Berkshire's 24-page guide for attendees details three days of events and gives a list of Buffett's favorite Dairy Queens. (The ice cream chain is owned by Berkshire.) A photo in the guide, in an ad for a knitting shop, depicts Buffett stitching a scarf.
Many celebrities — such as Glenn Close, Marvin Hamlisch and Michael Eisner — have attended over the years, said Kilpatrick, whose 1,250-page, 8-pound book is among the heaviest of the dozens of tomes written in homage to Buffett.
Each meeting begins with a short film — a kitschy spoof of Buffett and Berkshire produced for the event.

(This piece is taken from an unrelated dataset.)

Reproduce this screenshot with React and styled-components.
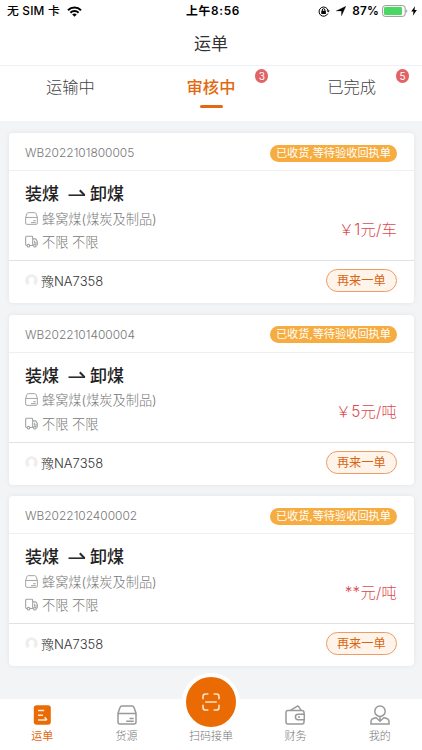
import React from 'react'
import styled, { createGlobalStyle } from 'styled-components'

const GlobalStyle = createGlobalStyle`
    *{
        box-sizing:border-box;
    }
    body{
        margin:0;
        background:#f3f4f6;
        font-family:Inter, 'Noto Sans CJK SC', sans-serif;
        color:#333;
    }
`

const orders = [
    { id: 'WB2022101800005', price: '￥1元/车' },
    { id: 'WB2022101400004', price: '￥5元/吨' },
    { id: 'WB2022102400002', price: '**元/吨' },
]

const WifiIcon = () => (
    <svg width="15" height="11" viewBox="0 0 15 11" fill="none" stroke="#000" strokeWidth="2">
        <path d="M1 4.2a9.3 9.3 0 0 1 13 0" />
        <path d="M3.4 6.7a5.8 5.8 0 0 1 8.2 0" />
        <path d="M7.5 10.8 5.2 8.5a3.3 3.3 0 0 1 4.6 0z" fill="#000" stroke="none" />
    </svg>
)

const LockIcon = () => (
    <svg width="12" height="11" viewBox="0 0 12 11" fill="none" stroke="#000">
        <path d="M9.8 7.6A4.6 4.6 0 1 1 10.2 5" strokeWidth="1" />
        <path d="M8.6 4.6h3.2l-1.6 2z" fill="#000" stroke="none" />
        <rect x="3.3" y="4.8" width="4.6" height="3.3" rx=".4" fill="#000" stroke="none" />
        <path d="M4.3 5V4a1.3 1.3 0 0 1 2.6 0v1" strokeWidth="1" />
    </svg>
)

const LocationIcon = () => (
    <svg width="10" height="10" viewBox="0 0 10 10">
        <path d="M9.8.3 5.5 9.8V4.9H.2z" fill="#000" stroke="#000" strokeWidth=".3" />
    </svg>
)

const BatteryIcon = () => (
    <svg width="26" height="12" viewBox="0 0 26 12">
        <rect x=".6" y=".6" width="22.6" height="10.8" rx="2.6" fill="none" stroke="#8c8c8c" strokeWidth=".9" />
        <rect x="2" y="2" width="18" height="8" rx="1.2" fill="#4cd763" />
        <path d="M24.3 4.2c1.3.4 1.3 3.2 0 3.6z" fill="#8c8c8c" />
    </svg>
)

const BoltIcon = () => (
    <svg width="6" height="10" viewBox="0 0 6 10">
        <path d="M4 .2.2 5.6h2.3L1.8 9.8 5.9 4.1H3.5z" fill="#000" />
    </svg>
)

const ArrowIcon = () => (
    <svg width="18" height="9" viewBox="0 0 18 9" fill="none" stroke="#2b2b2b" strokeWidth="1.6">
        <path d="M.5 6.2H17" />
        <path d="M11.8 1.3 16.6 6.2" strokeWidth="2" />
    </svg>
)

const GoodsIcon = ({ size }) => (
    <svg width={size} height={size} viewBox="0 0 20 20" fill="none" stroke="currentColor" strokeWidth="1.5">
        <path d="M1 8.2 3 2.4Q3.5 1 5 1h10q1.5 0 2 1.4l2 5.8V17q0 2-2 2H3q-2 0-2-2zM1 8.4h18" />
        <path d="M12.5 13.4h4.2M9.2 16.3h7.5" />
    </svg>
)

const TruckIcon = () => (
    <svg width="13" height="13" viewBox="0 0 20 20" fill="none" stroke="currentColor" strokeWidth="1.7">
        <path d="M3.2 16.2H2.4q-1.4 0-1.4-1.4V3.4Q1 2 2.4 2h8q1.4 0 1.4 1.4v12.8H7.6M11.8 6h4q1 0 1.5.9l1.7 3.4v4.5q0 1.4-1.5 1.4M14.8 9v3.2H19" />
        <circle cx="5.4" cy="16.4" r="2" />
        <circle cx="15.2" cy="16.4" r="2" />
    </svg>
)

const AvatarIcon = () => (
    <svg width="13" height="13" viewBox="0 0 13 13">
        <circle cx="6.5" cy="6.5" r="6.3" fill="#eee" />
        <path d="M2.6 11.4q.4-1.9 2.4-2.3Q3.6 7.6 3.7 5.4 4 3 6.5 3t2.8 2.4Q9.4 7.6 8 9.1q2 .4 2.4 2.3a6.3 6.3 0 0 1-7.8 0z" fill="#fff" />
    </svg>
)

const OrderIcon = () => (
    <svg width="20" height="20" viewBox="0 0 20 20">
        <rect x="1.8" y=".2" width="17" height="19.6" rx="2.8" fill="#ea6b03" />
        <path d="M6 5.6h6.2M6 10.3h5M6 15h8.8M12.6 12.2l2.4 2.8" fill="none" stroke="#ffe9d8" strokeWidth="1.5" />
    </svg>
)

const ScanIcon = () => (
    <svg width="18" height="18" viewBox="0 0 18 18" fill="none" stroke="#ffe3cc" strokeWidth="1.6" strokeLinecap="round">
        <path d="M1 5.8V3.6Q1 1 3.6 1h2.2M12.2 1h2.2Q17 1 17 3.6v2.2M17 12.2v2.2q0 2.6-2.6 2.6h-2.2M5.8 17H3.6Q1 17 1 14.4v-2.2M3.8 9h10.4" />
    </svg>
)

const WalletIcon = () => (
    <svg width="20" height="20" viewBox="0 0 20 20" fill="none" stroke="currentColor" strokeWidth="1.5">
        <path d="M19 9.3V7.6Q19 5.4 16.8 5.4H3Q1 5.4 1 7.6V17q0 2 2 2h14q2 0 2-2v-2.2" />
        <path d="M5.8 5.2 12 1.3q1-.5 1.7.4l2.3 3.5" />
        <path d="M19.3 9.3h-6.2q-2.7 0-2.7 2.7t2.7 2.7h6.2zM13 12h2" />
    </svg>
)

const UserIcon = () => (
    <svg width="20" height="20" viewBox="0 0 20 20" fill="none" stroke="currentColor" strokeWidth="1.5">
        <circle cx="10" cy="6.2" r="5.2" />
        <path d="M6.2 12.8Q1 13.4 1 16.6V19h18v-2.4q0-3.2-5.2-3.8L10 16.2zM10 11.8v4.7" />
    </svg>
)

const Order = ({ id, price }) => (
    <Card>
        <CardHead>
            <OrderNo>{id}</OrderNo>
            <Status>已收货,等待验收回执单</Status>
        </CardHead>
        <CardBody>
            <div>
                <Route>
                    <span>装煤</span>
                    <ArrowIcon />
                    <span>卸煤</span>
                </Route>
                <Detail><GoodsIcon size="13" />蜂窝煤(煤炭及制品)</Detail>
                <Detail><TruckIcon />不限 不限</Detail>
            </div>
            <Price>{price}</Price>
        </CardBody>
        <CardFoot>
            <Plate><AvatarIcon />豫NA7358</Plate>
            <AgainButton>再来一单</AgainButton>
        </CardFoot>
    </Card>
)

const App = () => {
    return (
        <>
            <GlobalStyle />
            <Screen>
                <StatusBar>
                    <StatusLeft><span>无 SIM 卡</span><WifiIcon /></StatusLeft>
                    <Clock>上午8:56</Clock>
                    <StatusRight>
                        <LockIcon />
                        <LocationIcon />
                        <Percent>87%</Percent>
                        <BatteryIcon />
                        <BoltIcon />
                    </StatusRight>
                </StatusBar>
                <Title>运单</Title>
                <Tabs>
                    <Tab>运输中</Tab>
                    <Tab $active>审核中<Badge>3</Badge></Tab>
                    <Tab>已完成<Badge>5</Badge></Tab>
                </Tabs>
                <List>
                    {orders.map(order => <Order key={order.id} {...order} />)}
                </List>
                <BottomNav>
                    <NavItem $active><OrderIcon />运单</NavItem>
                    <NavItem><GoodsIcon size="20" />货源</NavItem>
                    <NavItem>
                        <ScanButton><ScanIcon /></ScanButton>
                        扫码接单
                    </NavItem>
                    <NavItem><WalletIcon />财务</NavItem>
                    <NavItem><UserIcon />我的</NavItem>
                </BottomNav>
            </Screen>
        </>
    )
}

const Screen = styled.div`
    height:750px;
    display:flex;
    flex-direction:column;
    overflow:hidden;
`

const StatusBar = styled.header`
    display:grid;
    grid-template-columns:1fr auto 1fr;
    align-items:center;
    height:22px;
    padding:0 5px 0 7px;
    background:#fff;
    color:#000;
    font-size:11.8px;
    font-weight:500;
    line-height:22px;
`

const StatusLeft = styled.div`
    display:flex;
    align-items:center;
    gap:7px;
    letter-spacing:.2px;
`

const Clock = styled.div`
    padding-left:2px;
    font-weight:600;
    letter-spacing:.7px;
`

const StatusRight = styled.div`
    display:flex;
    align-items:center;
    justify-content:flex-end;
    gap:6px;
    svg:last-child{
        margin-left:-3px;
    }
`

const Percent = styled.span`
    margin-right:-3px;
    font-weight:600;
    letter-spacing:.2px;
`

const Title = styled.h1`
    flex:none;
    height:43px;
    margin:0;
    padding-top:1px;
    background:#fff;
    font-size:17px;
    font-weight:400;
    line-height:43px;
    text-align:center;
`

const Tabs = styled.nav`
    flex:none;
    display:flex;
    height:56px;
    border-top:1px solid #edf0f4;
    background:#fff;
`

const Tab = styled.div`
    position:relative;
    flex:1;
    padding-top:8px;
    text-align:center;
    font-size:16.3px;
    line-height:26px;
    font-weight:${props => props.$active ? 500 : 300};
    color:${props => props.$active ? '#e2690f' : '#444'};
    &::after{
        content:'';
        display:${props => props.$active ? 'block' : 'none'};
        width:23px;
        height:3px;
        margin:5px auto 0;
        border-radius:2px;
        background:#e2690f;
    }
`

const Badge = styled.span`
    position:absolute;
    top:3px;
    right:13px;
    width:13px;
    height:14px;
    border-radius:7px;
    background:#e26366;
    color:#fff;
    font-size:10px;
    font-weight:400;
    line-height:14px;
`

const List = styled.main`
    flex:1;
    min-height:0;
    display:flex;
    flex-direction:column;
    gap:11.5px;
    padding:12px 8px 0 8.5px;
`

const Card = styled.article`
    flex:none;
    height:170px;
    border-radius:4px;
    background:#fff;
    box-shadow:0 0 5px rgba(0,0,0,.07);
`

const CardHead = styled.div`
    display:flex;
    align-items:center;
    justify-content:space-between;
    height:38px;
    padding:3px 17px 0 16.5px;
    border-bottom:1px solid #efefef;
`

const OrderNo = styled.span`
    margin-top:-1px;
    font-size:11.95px;
    font-weight:300;
    color:#777;
`

const Status = styled.span`
    height:17px;
    padding:0 6px;
    border-radius:9px;
    background:#f6ac3e;
    color:#fff;
    font-size:11.2px;
    font-weight:400;
    line-height:17px;
`

const CardBody = styled.div`
    display:flex;
    justify-content:space-between;
    height:90px;
    padding:10px 17px 0 16.5px;
    border-bottom:1px solid #e2e2e2;
`

const Route = styled.h2`
    display:flex;
    align-items:center;
    margin:0;
    font-size:17px;
    font-weight:500;
    line-height:26px;
    color:#222;
    svg{
        margin:0 4px 1px 9px;
    }
`

const Detail = styled.div`
    display:flex;
    align-items:center;
    gap:4px;
    height:23px;
    margin-top:-.5px;
    font-size:13.2px;
    font-weight:300;
    color:#777;
    & + &{
        margin-top:.5px;
    }
    svg{
        color:#a2a2a2;
    }
`

const Price = styled.div`
    align-self:flex-start;
    margin-top:37px;
    font-size:15.3px;
    font-weight:300;
    line-height:24px;
    letter-spacing:.2px;
    color:#dc4a50;
`

const CardFoot = styled.div`
    display:flex;
    align-items:center;
    justify-content:space-between;
    height:39.5px;
    padding:0 17px 0 16.5px;
`

const Plate = styled.div`
    display:flex;
    align-items:center;
    gap:3px;
    font-size:13px;
    font-weight:300;
    color:#333;
`

const AgainButton = styled.button`
    width:71.5px;
    height:23px;
    padding:0;
    border:1px solid #ec9c66;
    border-radius:12px;
    background:#fff4ea;
    color:#d9650f;
    font-family:inherit;
    font-size:12.2px;
    font-weight:400;
    line-height:21px;
`

const BottomNav = styled.nav`
    flex:none;
    display:flex;
    height:51px;
    background:#fff;
`

const NavItem = styled.div`
    flex:1;
    display:flex;
    flex-direction:column;
    align-items:center;
    justify-content:flex-end;
    gap:2px;
    padding-bottom:5px;
    font-size:11px;
    font-weight:${props => props.$active ? 400 : 300};
    line-height:18px;
    color:${props => props.$active ? '#e2690f' : '#777'};
    svg{
        color:#999;
    }
`

const ScanButton = styled.div`
    flex:none;
    display:flex;
    align-items:center;
    justify-content:center;
    width:58px;
    height:58px;
    margin-bottom:-6px;
    border:4px solid #fff;
    border-radius:50%;
    background:#ea6b03;
`

export default App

One year it featured the stars of "Desperate Housewives" talking up bargains at the Borsheims jewelry emporium.
Buffett then spends six hours fielding questions from journalists and individual shareholders. In normal years they ask about who might succeed him as chairman and chief executive and about the outlook for a 78-company conglomerate, which employs nearly 300,000 and whose stock has returned a stunning 17% a year since the end of 1987, compared with a 10% annualized total return for the Standard & Poor's 500 index.
For many attendees at the annual meeting, however, financial performance isn't paramount. Some ask Buffett questions designed to elicit professional or personal guidance, giving the event a revival air.
"For many people, you come away changed as a person," said Steve Wallman, a money manager from Middleton, Wis., who attends regularly.
Yet the Sokol controversy is casting a pall.
Buffett defended Sokol last month when breaking the news of the executive's conduct. Sokol made a "passing remark" about owning Lubrizol Corp. stock and didn't know that Berkshire might buy the company when he invested, Buffett wrote in a letter to shareholders, saying he didn't think Sokol had broken the law.
To critics, that didn't square with congressional testimony Buffett gave two decades ago, when he said he would be "ruthless" with anyone who lost "a shred of reputation for the firm."
Even loyalists who are loath to criticize Buffett say he could have handled it better.
"I would have loved him to say something [more critical] because it's his whole life and I don't want to see one little issue tarnish it," money manager Paul Lountzis said.
On Wednesday, Berkshire took a sharper tone, releasing a report accusing Sokol of intending to deceive Buffett about the timing and magnitude of his Lubrizol trades.
When he first pitched the acquisition, Sokol told Buffett he was familiar with Lubrizol from investing in it, the report says. Buffett, assuming Sokol was a long-term investor in Lubrizol, didn't ask for details, according to the report.
But Berkshire later discovered that Sokol bought the stock after bankers at Citigroup Inc. recommended it as a takeover target, Berkshire said. Sokol also didn't disclose that his trading occurred after Citigroup had approached Lubrizol about a deal, according to the report.
"It did not cross Mr. Buffett's mind" that Sokol would have done that, the report said.
An attorney for Sokol said in a statement Wednesday that his client had been forthcoming about his Lubrizol investment and did not try to mislead Berkshire.
Many Berkshire shareholders are waiting to hear directly Saturday from the man known as the Oracle of Omaha.
No matter how the meeting plays out, however, the character of the annual affair is certain to change when Buffett is no longer in charge.
"It can't be the same" without him, Lountzis said. "No one has his stature. No one has his mind. No one can replace him."